Nous savons donc maintenant à qui nous en prendre si les négociations ne sont même pas entamées ; mais c’est là en vérité une consolation trop maigre pour qu’on s’en contente. Que notre politique coloniale, déjà si restreinte, en soit réduite, lorsque des intérêts majeurs sont en jeu, à subir les exigences de quelques fanatiques outrecuidants, c’est ce qui dépasse la mesure. Nous sommes très grands, nous nous en vantons tous les jours, nous nous étendons du Pacifique à l’Atlantique nous comptons sept provinces, futur empire, nous entreprenons des chemins de fer de mille lieues qui ne coûtent que cent cinquante millions de dollars, nos ressources sont presque illimitées, comme les espaces qui les renferment, nous projetons de faire un jour contrepoids à la grande république américaine, et notre gouvernement se trouve arrêté dans son action vis-à-vis d’une puissance européenne par quelques buveurs de thé et d’eau à la glace qui en veulent à la nature ! Nous ne ferons pas de commerce avec la France, parce qu’il y a de gros anglais nerveux qui sont pris de spasmes à la vue d’une bouteille et qui voient la fin du monde dans un verre de vin ! Nous avons une occasion rare de sortir des coteries, d’une atmosphère politique chargée d’intrigues, pour entrer en relations directes avec une grande nation, pour nous faire connaître et nous accuser au dehors, pour élargir notre sphère, nous préparer à la vie diplomatique future, et notre gouvernement redoute d’envoyer dans un pays extrêmement bien disposé en notre faveur, un simple délégué commercial qui traitera de privilèges importants pour la province !

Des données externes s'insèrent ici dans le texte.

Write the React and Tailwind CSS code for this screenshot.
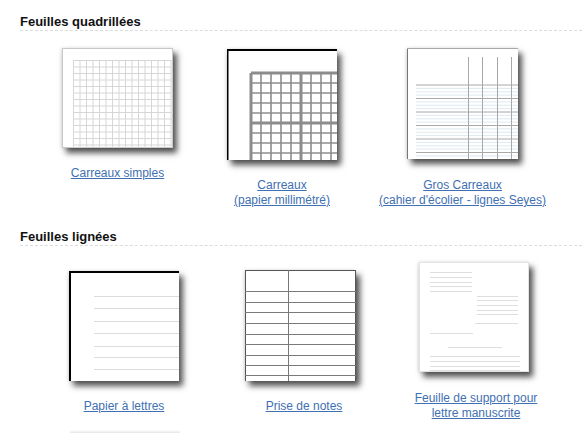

Voilà qui est grand ! Voilà qui s’étend du Pacifique à l’Atlantique ! Voilà une manifestation glorieuse de la nationalité canadienne, cette géante couchée entre deux océans, sur des prairies sans fin et des lacs vastes comme des mers !

Serait-il possible de trouver un exemple mieux fait pour démontrer de quels mobiles mesquins se compose forcément une politique coloniale, combien nous laisse petits toute notre étendue de territoire, puisqu’il nous manque l’étendue du caractère, les notions larges et la hauteur dans les vues. Et certes, ce n’est pas un gouvernement plutôt qu’un autre qu’il faut accuser de cette situation. Tous les gouvernements de colonies subissent une nécessité fatale ; on ne peut s’affirmer ni posséder la grandeur réelle sans la responsabilité ; or, les gouvernements de colonies ne sont pas responsables vis-à-vis des autres peuples ; ils sont à l’abri de la responsabilité de la métropole, ce qui fait qu’ils ne peuvent s’élever et qu’ils restent sous l’empire des coteries.